Pour en revenir aux manifestants pour la paix à tout prix, mes amis qui m’accompagnaient m’ont demandé pourquoi je m’étais donné la peine de discuter avec eux et comment j’avais pu garder calme et sérénité. Je leur ai raconté qu’à l’âge de quinze ans, j’avais quitté l’établissement scolaire où j’étudiais matières profanes et Torah pour entrer dans une yéchiva. A mon premier retour à la maison pour le Chabbat après trois semaines d’absence, j’ai donné mon premier dvar Torah à la table familiale, et les mots, dis avec l’enthousiasme et le désir de faire savoir au monde entier que j’avais découvert la source de la vérité, ont dû sonner plutôt comme des réprimandes que comme des paroles de sagesse.

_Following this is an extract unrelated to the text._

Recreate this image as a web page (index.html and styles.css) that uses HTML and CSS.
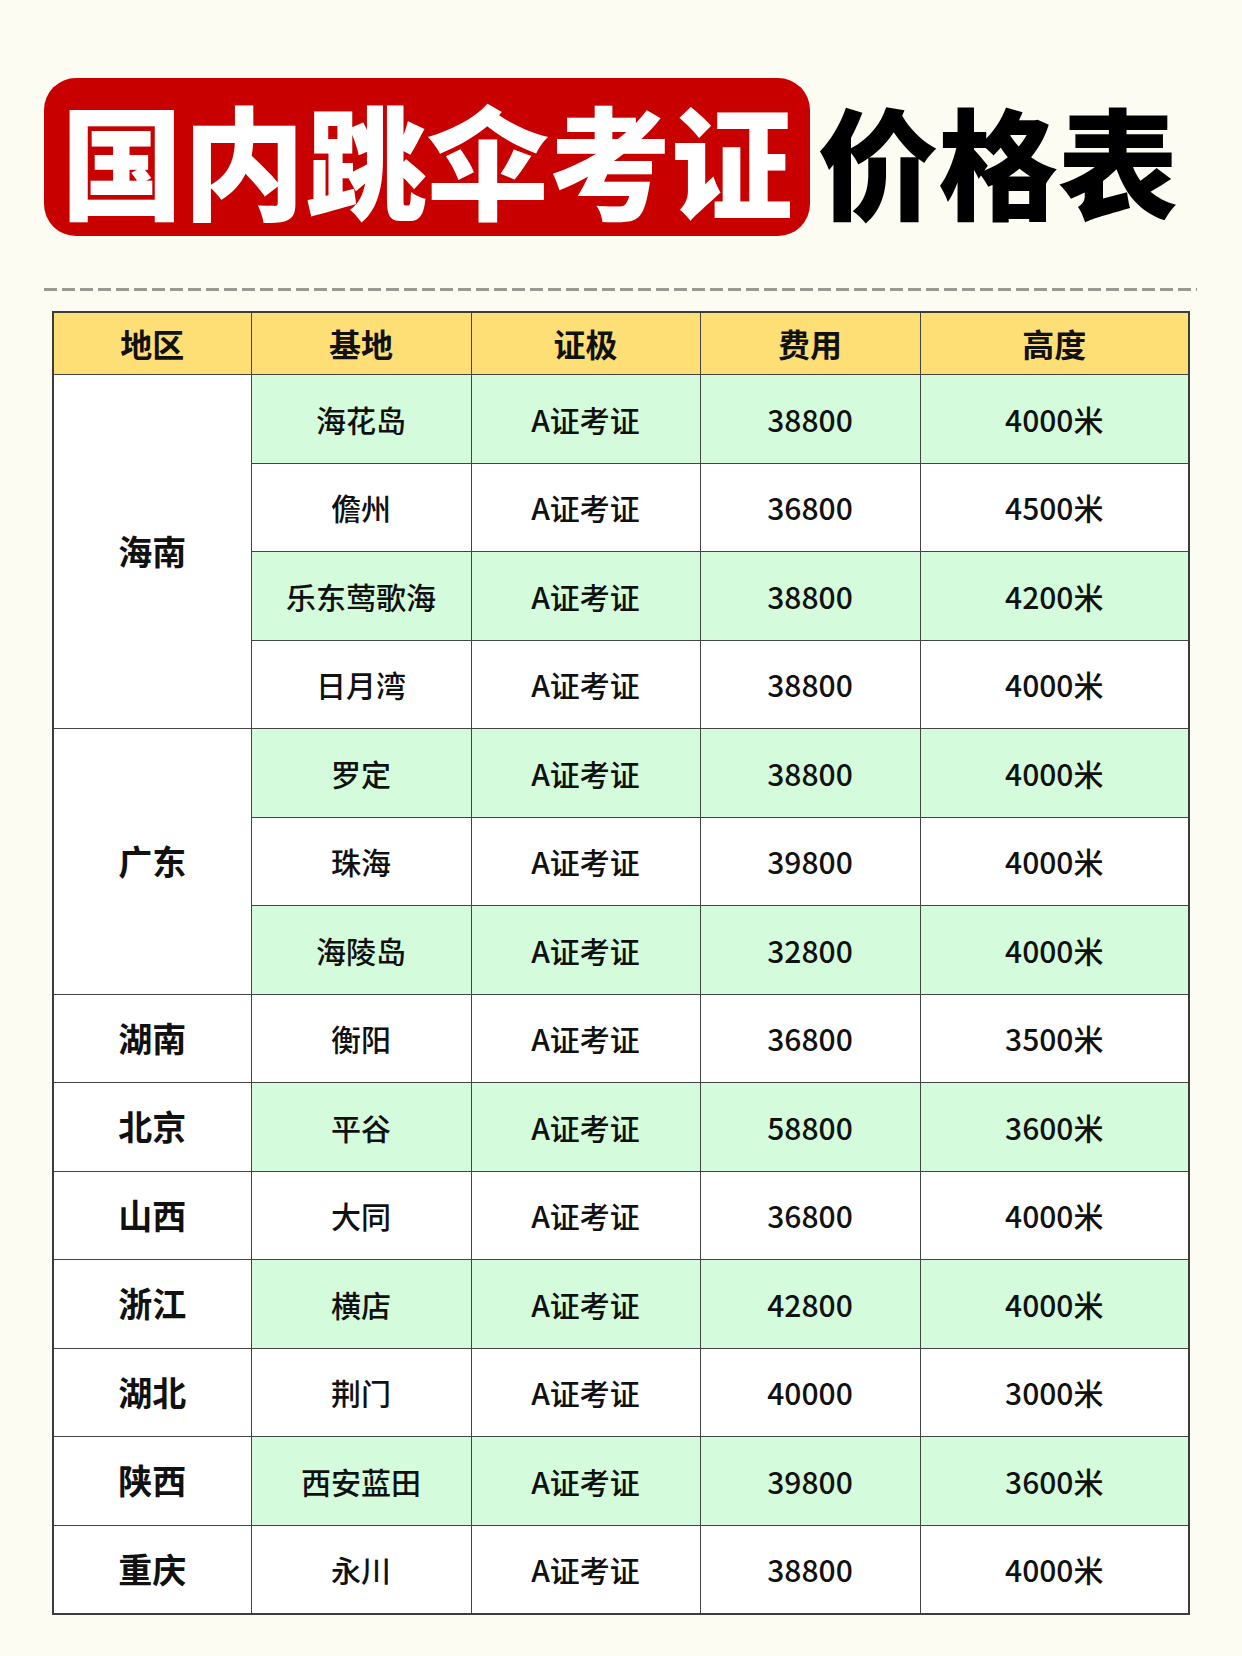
FILE: index.html
```html
<!DOCTYPE html>
<html lang="zh-CN">
<head>
<meta charset="utf-8">
<title>国内跳伞考证价格表</title>
<link rel="stylesheet" href="styles.css">
</head>
<body>
<div class="page">
  <header class="title">
    <div class="title-box">国内跳伞考证</div>
    <div class="title-rest">价格表</div>
  </header>
  <div class="dash"></div>
  <table class="price">
    <colgroup>
      <col class="c1"><col class="c2"><col class="c3"><col class="c4"><col class="c5">
    </colgroup>
    <thead>
      <tr><th>地区</th><th>基地</th><th>证极</th><th>费用</th><th>高度</th></tr>
    </thead>
    <tbody>
      <tr class="g"><td class="region" rowspan="4">海南</td><td>海花岛</td><td>A证考证</td><td>38800</td><td>4000米</td></tr>
      <tr><td>儋州</td><td>A证考证</td><td>36800</td><td>4500米</td></tr>
      <tr class="g"><td>乐东莺歌海</td><td>A证考证</td><td>38800</td><td>4200米</td></tr>
      <tr><td>日月湾</td><td>A证考证</td><td>38800</td><td>4000米</td></tr>
      <tr class="g"><td class="region" rowspan="3">广东</td><td>罗定</td><td>A证考证</td><td>38800</td><td>4000米</td></tr>
      <tr><td>珠海</td><td>A证考证</td><td>39800</td><td>4000米</td></tr>
      <tr class="g"><td>海陵岛</td><td>A证考证</td><td>32800</td><td>4000米</td></tr>
      <tr><td class="region">湖南</td><td>衡阳</td><td>A证考证</td><td>36800</td><td>3500米</td></tr>
      <tr class="g"><td class="region">北京</td><td>平谷</td><td>A证考证</td><td>58800</td><td>3600米</td></tr>
      <tr><td class="region">山西</td><td>大同</td><td>A证考证</td><td>36800</td><td>4000米</td></tr>
      <tr class="g"><td class="region">浙江</td><td>横店</td><td>A证考证</td><td>42800</td><td>4000米</td></tr>
      <tr><td class="region">湖北</td><td>荆门</td><td>A证考证</td><td>40000</td><td>3000米</td></tr>
      <tr class="g"><td class="region">陕西</td><td>西安蓝田</td><td>A证考证</td><td>39800</td><td>3600米</td></tr>
      <tr><td class="region">重庆</td><td>永川</td><td>A证考证</td><td>38800</td><td>4000米</td></tr>
    </tbody>
  </table>
</div>
</body>
</html>
```
FILE: styles.css
```css
html, body {
  margin: 0;
  padding: 0;
  background: #fcfcf3;
}
body {
  font-family: "Noto Sans CJK SC", "Noto Sans", sans-serif;
  color: #111;
}
.page {
  width: 1242px;
  height: 1656px;
  padding-top: 78px;
  box-sizing: border-box;
}
.title {
  display: flex;
  align-items: center;
  margin-left: 44px;
  gap: 8px;
}
.title-box {
  background: #c80000;
  color: #fff;
  border-radius: 32px;
  height: 158px;
  width: 766px;
  box-sizing: border-box;
  display: flex;
  align-items: center;
  justify-content: center;
  font-size: 122px;
  font-weight: 900;
  line-height: 1;
}
.title-rest {
  font-size: 120px;
  font-weight: 900;
  line-height: 1;
  color: #000;
  margin-top: 4px;
}
.dash {
  margin: 52px 0 0 44px;
  width: 1153px;
  height: 3px;
  background: repeating-linear-gradient(to right, #9a9a94 0 13px, transparent 13px 18px);
}
.price {
  margin: 20px 0 0 52px;
  width: 1136px;
  border-collapse: collapse;
  table-layout: fixed;
  border: 2px solid #3c3c3c;
}
.c1 { width: 198px; }
.c2 { width: 220px; }
.c3 { width: 229px; }
.c4 { width: 220px; }
.c5 { width: 269px; }
.price th, .price td {
  border: 1.5px solid #444;
  text-align: center;
  vertical-align: middle;
  padding: 0;
  line-height: 1.2;
}
.price th {
  background: #fddf76;
  height: 61px;
  font-size: 32px;
  font-weight: 700;
}
.price td {
  background: #fff;
  height: 87.5px;
  font-size: 30px;
  font-weight: 500;
}
.price tr.g td {
  background: #d4fbdb;
}
.price tr td.region {
  background: #fff;
  font-size: 34px;
  font-weight: 700;
}
```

Mon grand-père, Rabbi Fradji ‘Haï Gaston GUEZ z.l. qui passait le Chabbat avec nous me prit de côté Motsaé Chabbat et me dit ceci : j’ai remarqué avec plaisir que tu gardes le contact avec tes anciens camarades de classe bien que tu aies pris la voie de l’étude exclusive de la Torah, continue ainsi et ne t’enorgueillis jamais à l’égard de ceux qui se conduisent autrement que selon ses lois ; tu pourras les aider à se rapprocher des mitsvot et le cœur d’un juif est toujours prêt à écouter, à condition d’une part que tes paroles soient toujours dirigées vers le but à atteindre et non dans celui de libérer tes propres instincts ; d’autre part, que tes paroles soient dites avec douceur et sérénité. Je lui ai demandé si le fait de parler avec la fougue que je ressentais alors n’aurait pas plus de poids. Il m’a répondu avec un petit sourire : hausser le ton prouve simplement que tu ne crois pas suffisamment en la force de persuasion de ton message, mais le dire avec sérénité prouve que tu es toi-même convaincu de ce que tu avances. Son enseignement m’accompagne à ce jour, parce que lui-même l’illustrait parfaitement. Marchant humblement avec D’, il ne s’est jamais enorgueilli de ses connaissances dans tous les domaines de la Torah, et il n’enseignait une halakha que si on le lui demandait, avec la même simplicité qu’il mettait au service du ‘héssèd et de l’amour d’autrui.

Alors que je terminai mon récit, l’un des trois manifestants se dirigea vers moi et m’avoua qu’il n’avait jamais réfléchi du point de vue que je lui avais présenté ; je lui dis alors que j’en parlerai dans le dvar Torah qui sera diffusé cette semaine, et il me demanda de bien vouloir le lui faxer. Ce que j’ai fait, en hébreu bien sûr.